Yesterday was the last day of work for most of our carpenters.  Naturally, at the end of the day, Kyle and I joined them, as well as a couple other members of the production staff, for a Safety Meeting.

Safety Meetings are a Music Theatre of Wichita shop tradition.  Unsurprisingly, they in no way involve any kind of discussion about safety.  What they do involve, however, is beer.  Always beer.  Usually we meet in the shop, close the door, and sit in a circle, drink a couple and shoot the shit.  Though it’s strictly a carp shop tradition, it’s always open to other member of crew, and it’s a nice way to relax, have a few laughs after work, and hang out with my co-workers and bosses outside the work atmosphere.  On a few occasions, they’ve lasted past the usual two or three PBRs and well into the night, but usually they’re fairly short, and very laid back.  Like when the boys at the office go out for a drink after work.

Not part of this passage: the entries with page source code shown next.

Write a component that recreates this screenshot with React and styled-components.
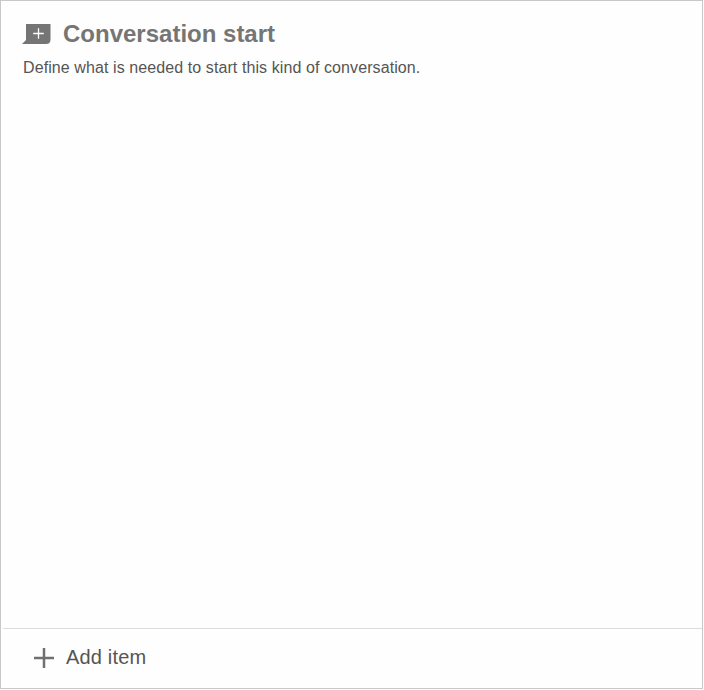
import React from "react";
import styled, { createGlobalStyle } from "styled-components";

const GlobalStyle = createGlobalStyle`
  * { box-sizing: border-box; }
  body { margin: 0; background: #fff; font-family: "Liberation Sans", Arial, sans-serif; }
`;

const Panel = styled.section`
  display: flex;
  flex-direction: column;
  width: 703px;
  height: 689px;
  border: 1px solid #c8c8c8;
  box-shadow: 0 1px 0 #e8e8e8;
  background: #fefefe;
`;

const Header = styled.header`
  flex: 1;
  padding: 18px 21px;
`;

const TitleRow = styled.div`
  display: flex;
  align-items: center;
  height: 30px;
  gap: 12px;
`;

const Title = styled.h1`
  margin: 0;
  font-size: 24px;
  line-height: 30px;
  font-weight: 700;
  color: #757575;
  white-space: nowrap;
`;

const Description = styled.p`
  margin: 9px 0 0 1px;
  font-size: 16px;
  line-height: 20px;
  letter-spacing: 0.09px;
  color: #555;
  white-space: nowrap;
`;

const AddButton = styled.button`
  display: flex;
  align-items: center;
  gap: 12px;
  height: 60px;
  margin: 0 0 0 2px;
  padding: 0 31px 1px;
  border: 0;
  border-top: 1px solid #dcdcdc;
  background: transparent;
  font: 20px/24px "Liberation Sans", Arial, sans-serif;
  letter-spacing: 0.18px;
  color: #555;
`;

const ButtonLabel = styled.span`
  margin-top: -2px;
`;

const BubbleIcon = () => (
  <svg width="29" height="20" viewBox="0 0 29 20" aria-hidden="true">
    <path d="M4 0H28.5V15.5Q28.5 20 24 20H0L4 16Z" fill="#757575" />
    <path d="M16.5 4.2V14.8M11.2 9.5H21.8" stroke="#fff" strokeWidth="1.3" />
  </svg>
);

const PlusIcon = () => (
  <svg width="20" height="20" viewBox="0 0 20 20" aria-hidden="true">
    <path d="M10 0V20M0 10H20" stroke="#707070" strokeWidth="2.5" />
  </svg>
);

export default function App() {
  return (
    <>
      <GlobalStyle />
      <Panel>
        <Header>
          <TitleRow>
            <BubbleIcon />
            <Title>Conversation start</Title>
          </TitleRow>
          <Description>Define what is needed to start this kind of conversation.</Description>
        </Header>
        <AddButton type="button">
          <PlusIcon />
          <ButtonLabel>Add item</ButtonLabel>
        </AddButton>
      </Panel>
    </>
  );
}
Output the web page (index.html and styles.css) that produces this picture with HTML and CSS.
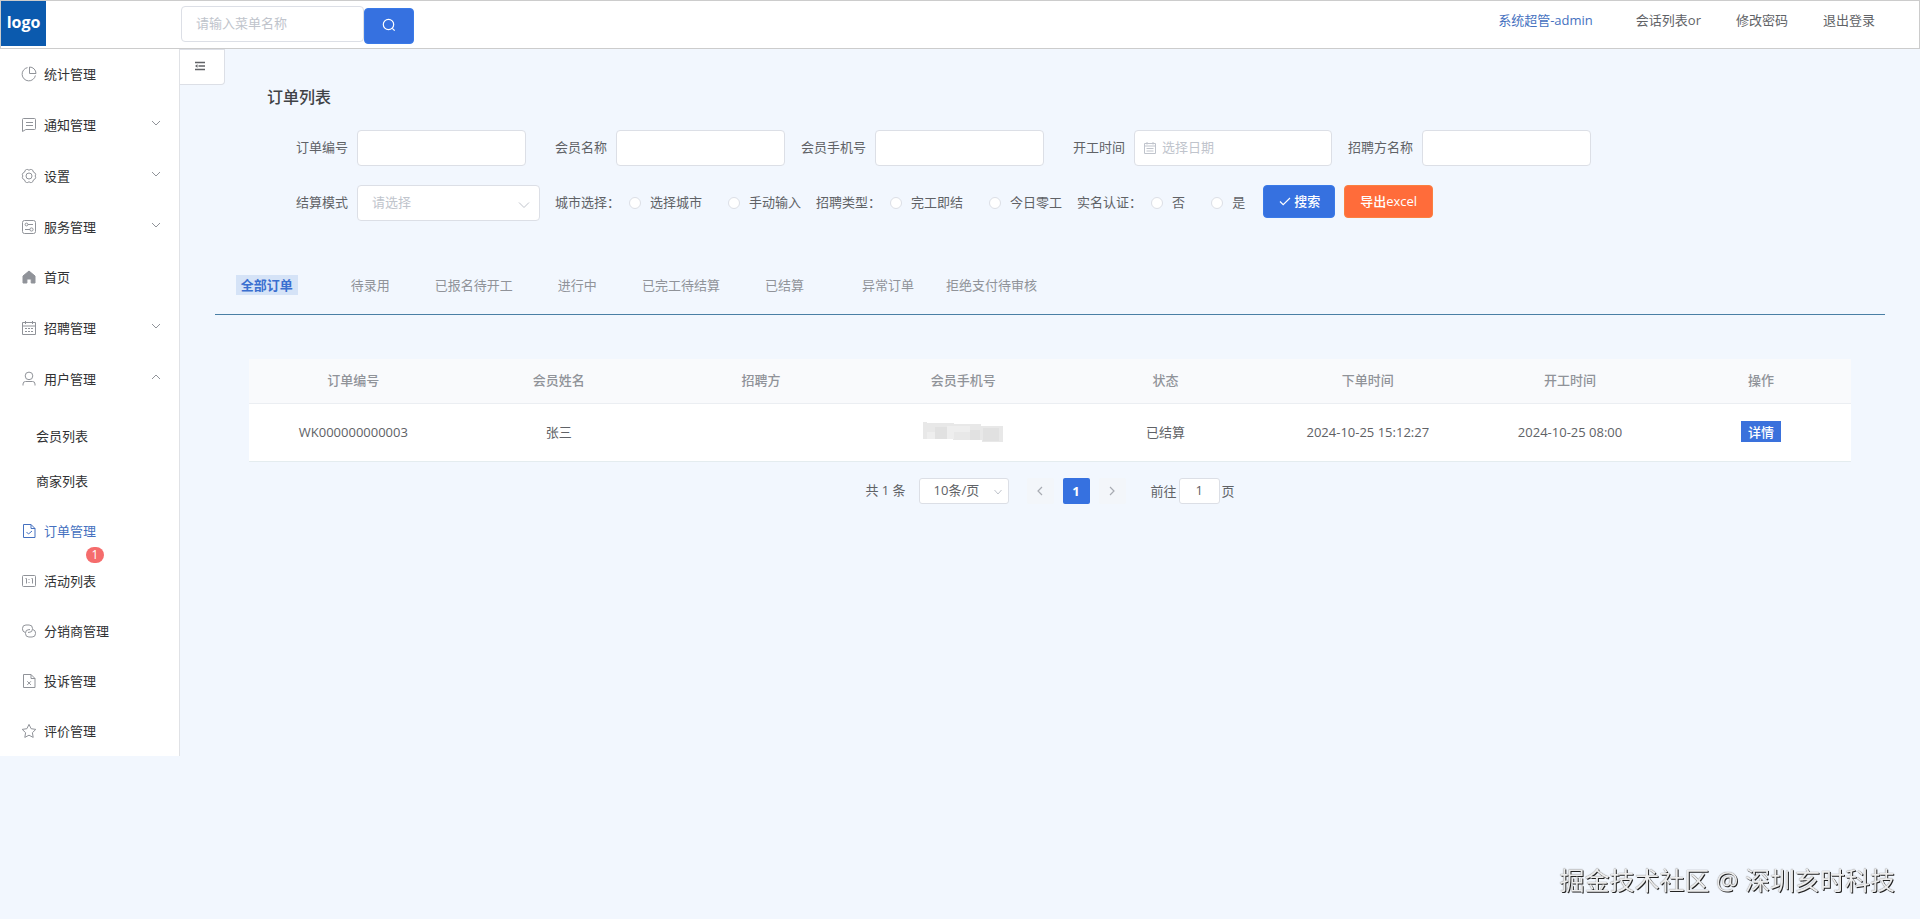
FILE: index.html
```html
<!DOCTYPE html>
<html lang="zh-CN">
<head>
<meta charset="utf-8">
<title>订单列表</title>
<link rel="stylesheet" href="styles.css">
</head>
<body>
<header class="header">
  <div class="brand"><div class="logo">logo</div></div>
  <form class="menu-search">
    <input class="input menu-input" type="text" placeholder="请输入菜单名称" aria-label="请输入菜单名称">
    <button class="btn-primary menu-btn" type="button" aria-label="搜索菜单">
      <svg class="icon" viewBox="0 0 14 14"><circle cx="6.5" cy="6.5" r="5.2"/><path d="M10.3 10.3l2.4 2.4"/></svg>
    </button>
  </form>
  <nav class="user-nav">
    <a class="user-link current" href="#">系统超管-admin</a>
    <a class="user-link" href="#">会话列表or</a>
    <a class="user-link" href="#">修改密码</a>
    <a class="user-link" href="#">退出登录</a>
  </nav>
</header>
<div class="body">
  <aside class="sidebar">
    <nav>
      <a class="item" href="#"><svg class="icon" viewBox="0 0 16 16"><path d="M6.5 1.6A6.7 6.7 0 1 0 14.4 9.500M8.500 1v6.500H15A6.500 6.500 0 0 0 8.500 1z"/></svg>统计管理</a>
      <a class="item parent" href="#"><svg class="icon" viewBox="0 0 16 16"><path d="M2.5 1.5h11a1 1 0 0 1 1 1v9a1 1 0 0 1-1 1H4.8l-3.3 2v-12a1 1 0 0 1 1-1zM5 5.5h7M5 8.5h7"/></svg>通知管理<svg class="icon arrow" viewBox="0 0 10 10"><path d="M1 3l4 4 4-4"/></svg></a>
      <a class="item parent" href="#"><svg class="icon" viewBox="0 0 16 16"><path d="M5.500 1.500h1.300l1.200.8 1.200-.8h1.300l1.500 1 .3 1.500 1.500.8.9 1.500-.5 1.700.5 1.700-.9 1.500-1.500.8-.3 1.500-1.500 1H9.200L8 13.700l-1.200.8H5.500l-1.500-1-.3-1.500-1.500-.8-.9-1.500.5-1.700-.5-1.700.9-1.500L3.700 4 4 2.500z"/><circle cx="8" cy="8" r="3"/></svg>设置<svg class="icon arrow" viewBox="0 0 10 10"><path d="M1 3l4 4 4-4"/></svg></a>
      <a class="item parent" href="#"><svg class="icon" viewBox="0 0 16 16"><rect x="1.500" y="1.500" width="13" height="13" rx="2"/><circle cx="5.500" cy="5.500" r="1.400"/><path d="M7 5.500h5M4 10.500h5"/><circle cx="10.500" cy="10.500" r="1.600"/></svg>服务管理<svg class="icon arrow" viewBox="0 0 10 10"><path d="M1 3l4 4 4-4"/></svg></a>
      <a class="item" href="#"><svg class="icon solid" viewBox="0 0 16 16"><path d="M8 2L14 7v7h-3.800V10H5.900v4H2V7z"/></svg>首页</a>
      <a class="item parent" href="#"><svg class="icon" viewBox="0 0 16 16"><path d="M1.500 2.500h13v12h-13zM1.500 6h13M4.500 1v3M11.500 1v3M4 8.500h2M7 8.500h2M10 8.500h2M4 11.500h2M7 11.500h2M10 11.500h2"/></svg>招聘管理<svg class="icon arrow" viewBox="0 0 10 10"><path d="M1 3l4 4 4-4"/></svg></a>
      <a class="item parent" href="#"><svg class="icon" viewBox="0 0 16 16"><circle cx="8" cy="4.900" r="3.800"/><path d="M2 14.500v-1.500a2.500 2.500 0 0 1 2.500-2.500h7a2.500 2.500 0 0 1 2.500 2.500v1.500"/></svg>用户管理<svg class="icon arrow" viewBox="0 0 10 10"><path d="M1 7l4-4 4 4"/></svg></a>
      <div class="submenu">
        <a class="subitem" href="#">会员列表</a>
        <a class="subitem" href="#">商家列表</a>
      </div>
      <a class="item active" href="#"><svg class="icon" viewBox="0 0 16 16"><path d="M2.500 1.500h7.500l4 4v9H2.500zM10 1.500v4h4M5.500 9l2 2 3.500-3"/></svg>订单管理<span class="badge">1</span></a>
      <a class="item" href="#"><svg class="icon" viewBox="0 0 16 16"><rect x="1.500" y="2.500" width="13" height="11" rx="1"/><path d="M4.500 5.500h1v5M10.500 5.500h1v5M8 6v1M8 9v1"/></svg>活动列表</a>
      <a class="item" href="#"><svg class="icon" viewBox="0 0 16 16"><path d="M4 9.400A3.400 3.400 0 0 1 1.500 6V5.400A3.400 3.400 0 0 1 4.900 2h3.200a3.400 3.400 0 0 1 3.400 3.400V6a3.400 3.400 0 0 1-3.400 3.400H7"/><path d="M12 6.600a3.400 3.400 0 0 1 2.500 3.400v.6a3.400 3.400 0 0 1-3.400 3.400H7.900a3.400 3.400 0 0 1-3.400-3.400V10a3.400 3.400 0 0 1 3.400-3.400H9"/></svg>分销商管理</a>
      <a class="item" href="#"><svg class="icon" viewBox="0 0 16 16"><path d="M2.500 1.500h7.500l4 4v9H2.500zM10 1.500v4h4M6.300 8.300l3.600 3.600M9.900 8.300l-3.600 3.600"/></svg>投诉管理</a>
      <a class="item" href="#"><svg class="icon" viewBox="0 0 16 16"><path d="M8 1.400l2.100 4.300 4.700.7-3.400 3.300.8 4.700L8 12.200l-4.200 2.200.8-4.700L1.200 6.400l4.700-.7z"/></svg>评价管理</a>
    </nav>
  </aside>
  <main class="main">
    <button class="collapse" type="button" aria-label="折叠菜单"><svg class="icon" viewBox="0 0 12 10"><path d="M1 1.500h10M4.500 5h6.500M1 8.500h10"/><path class="fold" d="M3.500 3.200v3.600L1 5z"/></svg></button>
    <h1 class="title">订单列表</h1>
    <form class="filters">
      <div class="row">
        <label class="label" for="f-no">订单编号</label><input class="input field" id="f-no" type="text">
        <label class="label" for="f-name">会员名称</label><input class="input field" id="f-name" type="text">
        <label class="label" for="f-phone">会员手机号</label><input class="input field" id="f-phone" type="text">
        <label class="label" for="f-date">开工时间</label>
        <div class="control date">
          <input class="input date-input" id="f-date" type="text" placeholder="选择日期">
          <svg class="icon date-icon" viewBox="0 0 14 14"><path d="M1.500 2.500h11v10h-11zM1.500 5h11M4 1v2.500M10 1v2.500M3.500 7.500h7M3.500 10h7"/></svg>
        </div>
        <label class="label" for="f-org">招聘方名称</label><input class="input field" id="f-org" type="text">
      </div>
      <div class="row">
        <label class="label" for="f-mode">结算模式</label>
        <div class="control mode">
          <select class="input select empty" id="f-mode"><option>请选择</option></select>
          <svg class="icon caret" viewBox="0 0 14 14"><path d="M2 4.500l5 5 5-5"/></svg>
        </div>
        <fieldset class="radios"><span class="group-label">城市选择：</span>
          <label class="choice"><input class="radio" type="radio" name="city"><span class="choice-text">选择城市</span></label>
          <label class="choice"><input class="radio" type="radio" name="city"><span class="choice-text">手动输入</span></label>
        </fieldset>
        <fieldset class="radios"><span class="group-label">招聘类型：</span>
          <label class="choice"><input class="radio" type="radio" name="kind"><span class="choice-text">完工即结</span></label>
          <label class="choice"><input class="radio" type="radio" name="kind"><span class="choice-text">今日零工</span></label>
        </fieldset>
        <fieldset class="radios"><span class="group-label">实名认证：</span>
          <label class="choice"><input class="radio" type="radio" name="auth"><span class="choice-text">否</span></label>
          <label class="choice"><input class="radio" type="radio" name="auth"><span class="choice-text">是</span></label>
        </fieldset>
        <div class="actions">
          <button class="btn-primary action" type="button"><svg class="icon" viewBox="0 0 12 12"><path d="M1 6.500l3.200 3.200L11 3"/></svg>搜索</button>
          <button class="btn-primary action export" type="button">导出excel</button>
        </div>
      </div>
    </form>
    <div class="tabs" role="tablist">
      <button class="tab on" type="button" role="tab" aria-selected="true"><span class="tab-text">全部订单</span></button>
      <button class="tab" type="button" role="tab">待录用</button>
      <button class="tab" type="button" role="tab">已报名待开工</button>
      <button class="tab" type="button" role="tab">进行中</button>
      <button class="tab" type="button" role="tab">已完工待结算</button>
      <button class="tab" type="button" role="tab">已结算</button>
      <button class="tab" type="button" role="tab">异常订单</button>
      <button class="tab" type="button" role="tab">拒绝支付待审核</button>
    </div>
    <div class="list">
      <table class="table">
        <thead><tr><th class="col-first">订单编号</th><th>会员姓名</th><th>招聘方</th><th>会员手机号</th><th>状态</th><th>下单时间</th><th>开工时间</th><th class="col-last">操作</th></tr></thead>
        <tbody><tr>
          <td>WK000000000003</td><td>张三</td><td></td>
          <td><svg class="mask" viewBox="0 0 80 20"><path fill="#e8e8e8" d="M0 0h4v1h27v1h27v2h22v16H59v-2H30v-1H0z"/><path fill="#e1e1e1" d="M12 5h12v12H12zM47 8h10v10H47zM60 6h16v13H60z"/><path fill="#eee" d="M24 4h7v13h-7zM31 4h16v6H31zM4 10h8v7H4z"/></svg></td>
          <td>已结算</td><td>2024-10-25 15:12:27</td><td>2024-10-25 08:00</td>
          <td><button class="detail" type="button">详情</button></td>
        </tr></tbody>
      </table>
      <div class="pager">
        <span class="total">共 1 条</span>
        <div class="control size">
          <select class="input select size-select" aria-label="每页条数"><option>10条/页</option></select>
          <svg class="icon caret small" viewBox="0 0 10 10"><path d="M1.500 3l3.500 4 3.500-4"/></svg>
        </div>
        <button class="page" type="button" aria-label="上一页"><svg class="icon" viewBox="0 0 10 10"><path d="M7 1L3 5l4 4"/></svg></button>
        <button class="page now" type="button">1</button>
        <button class="page" type="button" aria-label="下一页"><svg class="icon" viewBox="0 0 10 10"><path d="M3 1l4 4-4 4"/></svg></button>
        <label class="jump">前往<input class="input jump-input" type="text" value="1">页</label>
      </div>
    </div>
  </main>
</div>
<div class="watermark">掘金技术社区 @ 深圳亥时科技</div>
</body>
</html>
```
FILE: styles.css
```css
* { box-sizing: border-box; }
body {
  margin: 0;
  min-height: 100vh;
  background: #f2f7fe;
  color: #606266;
  font-family: "Open Sans", "Noto Sans CJK SC", sans-serif;
  font-size: 13px;
  line-height: 20px;
}
a { color: inherit; text-decoration: none; }
button, input, select { font: inherit; color: inherit; margin: 0; }
button { border: 0; padding: 0; background: none; cursor: pointer; }
.icon { fill: none; stroke: currentColor; stroke-width: 1; flex: none; }

.input {
  height: 36px;
  padding: 0 14px 2px;
  border: 1px solid #dcdfe6;
  border-radius: 4px;
  background: #fff;
  outline: none;
}
.input::placeholder { color: #c0c4cc; opacity: 1; }
.btn-primary { background: #3671e0; color: #fff; border: 1px solid #3a7ae8; border-radius: 4px; }

/* header */
.header {
  display: flex;
  align-items: flex-start;
  height: 49px;
  background: #fff;
  border: 1px solid #ccc;
}
.brand { flex: 0 0 180px; }
.logo {
  width: 45px;
  height: 45px;
  background: #0b5aae;
  color: #fff;
  font-size: 16px;
  font-weight: 700;
  line-height: 42px;
  text-align: center;
}
.menu-search { display: flex; padding-top: 5px; }
.menu-input { width: 183px; }
.menu-btn { display: flex; align-items: center; justify-content: center; width: 50px; height: 36px; margin-top: 2px; padding-bottom: 3px; }
.menu-btn .icon { width: 14px; height: 14px; stroke-width: 1.200; }
.user-nav { display: flex; gap: 35px; margin-left: auto; padding: 9px 44px 0 0; }
.user-link.current { color: #4571c0; margin-right: 8px; }

/* sidebar */
.body { display: flex; align-items: flex-start; }
.sidebar { flex: 0 0 180px; background: #fff; border-right: 1px solid #e0e2e6; color: #303133; }
.item { display: flex; align-items: center; height: 50px; padding: 0 18px 0 21px; gap: 7px; position: relative; }
.item .icon { width: 16px; height: 16px; color: #909399; }
.item .solid { fill: currentColor; }
.parent { height: 51px; }
.item .arrow { width: 10px; height: 10px; margin: 0 0 4px auto; }
.submenu { padding: 9px 0 3px; }
.subitem { display: flex; align-items: center; height: 45px; padding-left: 36px; }
.active, .item.active .icon { color: #4571c0; }
.badge {
  position: absolute;
  left: 86px;
  top: 41px;
  width: 18px;
  height: 16px;
  border-radius: 8px;
  background: #f56c6c;
  color: #fff;
  font-size: 12px;
  line-height: 16px;
  text-align: center;
}

/* main */
.main { flex: 1; min-width: 0; }
.collapse {
  display: flex;
  align-items: center;
  justify-content: center;
  width: 45px;
  height: 36px;
  padding-right: 4px;
  padding-bottom: 2px;
  background: #fff;
  border: 1px solid #dcdfe6;
  border-left: 0;
  border-radius: 0 0 4px 0;
}
.collapse .icon { width: 12px; height: 10px; stroke-width: 1.500; }
.collapse .fold { fill: currentColor; stroke: none; }
.title { margin: 0 0 21px 87px; font-size: 16px; font-weight: 500; line-height: 24px; color: #404246; }
.filters { display: grid; gap: 19px; padding-left: 97px; }
.row { display: flex; flex-wrap: wrap; align-items: center; }
.label { width: 80px; padding: 0 9px 2px 0; text-align: right; white-space: nowrap; }
.field { width: 169px; margin-right: 10px; }
.control { position: relative; }
.date { width: 198px; margin-right: 10px; }
.date-input { width: 100%; padding-left: 27px; }
.date-icon { position: absolute; left: 9px; top: 11px; width: 14px; height: 14px; color: #c0c4cc; }
.select { width: 100%; appearance: none; }
.empty { color: #c0c4cc; }
.mode { width: 183px; }
.caret { position: absolute; right: 9px; top: 13px; width: 14px; height: 14px; color: #c0c4cc; pointer-events: none; }
.radios { display: flex; align-items: center; margin: 0 0 0 15px; padding: 0; border: 0; }
.group-label { padding: 0 9px 2px 0; }
.choice { display: flex; align-items: center; gap: 9px; }
.choice-text { padding-bottom: 2px; }
.choice + .choice { margin-left: 26px; }
.radio { appearance: none; width: 12px; height: 12px; border: 1px solid #dcdfe6; border-radius: 50%; background: #fff; }
.actions { display: flex; gap: 9px; margin-left: 18px; padding-bottom: 3px; }
.action { display: flex; align-items: center; gap: 3px; height: 33px; padding: 0 14px 2px 15px; font-weight: 500; }
.action .icon { width: 12px; height: 12px; stroke-width: 1.200; }
.export { padding: 0 15px 2px; background: #ff6c3a; border-color: #fa8040; }

.tabs { display: flex; margin: 54px 35px 0; padding-bottom: 19px; border-bottom: 1px solid #4a7fa5; }
.tab { flex: 0 0 6.200%; color: #909399; white-space: nowrap; }
.tab-text { padding: 1px 5px; background: #d5e3f7; color: #3a6fd0; font-weight: 700; }

.list { padding: 44px 69px 0; }
.table { width: 100%; table-layout: fixed; border-collapse: collapse; text-align: center; }
th { width: 12.600%; height: 44px; padding: 0 0 2px; background: #f9fafc; color: #909399; font-weight: 500; border-bottom: 1px solid #ebeef2; }
.col-first { width: 13%; }
.col-last { width: 11.200%; }
td { height: 58px; padding: 0 0 1px; background: #fff; border-bottom: 1px solid #e4ecef; }
.mask { display: block; width: 80px; height: 20px; margin: 0 auto; }
.detail { height: 21px; padding: 0 7px; background: #3a71dc; color: #fff; line-height: 20px; font-weight: 500; }

.pager { display: flex; align-items: center; justify-content: center; margin-top: 16px; }
.total { margin-right: 13px; padding-bottom: 2px; }
.size { width: 90px; margin-right: 18px; }
.size-select, .jump-input { display: block; height: 26px; border-radius: 3px; }
.small { width: 10px; height: 10px; right: 6px; top: 9px; }
.page { display: flex; align-items: center; justify-content: center; width: 27px; height: 26px; margin-right: 9px; border-radius: 2px; background: #f3f6fa; color: #a8abb2; }
.page .icon { width: 10px; height: 10px; stroke-width: 1.200; }
.now { background: #3671e0; color: #fff; font-weight: 700; }
.jump { display: flex; align-items: center; gap: 2px; margin-left: 16px; }
.jump-input { width: 41px; padding: 0 3px 1px; text-align: center; }

.watermark {
  position: fixed;
  right: 25px;
  bottom: 21px;
  color: #ececec;
  font-size: 25px;
  line-height: 36px;
  text-shadow: 1px 1px 0 #222, 0 0 1px #555;
}
```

This Safety Meeting, however, was not of the usual variety.  This one was…epic.  There was the blasting of 90’s summer rock.  There was air guitar.  There was a 12-pack of Shiner Bock.  There was a frisbee, which was hurled around the shop and hit everything while magically breaking nothing.  There was a 12-pack of Fat Tire.  There was the unanimous singing of Journey.  There was beer-bottle bowling, played first with a bocce ball (which broke half the bottles on contact) and then a Tonka truck (which is surprisingly hard to aim.)  Later a broom was added to imitate curling, but mostly just broke all the bottles.  There was another 12-pack of Fat Tire.  There was something drunk out of a bottle in a brown paper bag that tasted of shoe polish.  There was a red helmet with the words, “Safety first!” written in Sharpie on the forehead, which was worn by our Sound Engineer, Assistant Lighting Designer, and finally by our production manager.  There was surfing on a rolling cart.  There was Smirnoff Ice stolen from a co-worker’s private stash.  There was a frisbee that my boss threw and I took to the head.  There was a hard hat, which I couldn’t figure out how to wear, and not because I was drunk.  There was laughter.

It was a Safety Meeting for the ages, and though my contract doesn’t end for another 15 days, it felt like the perfect close to the season.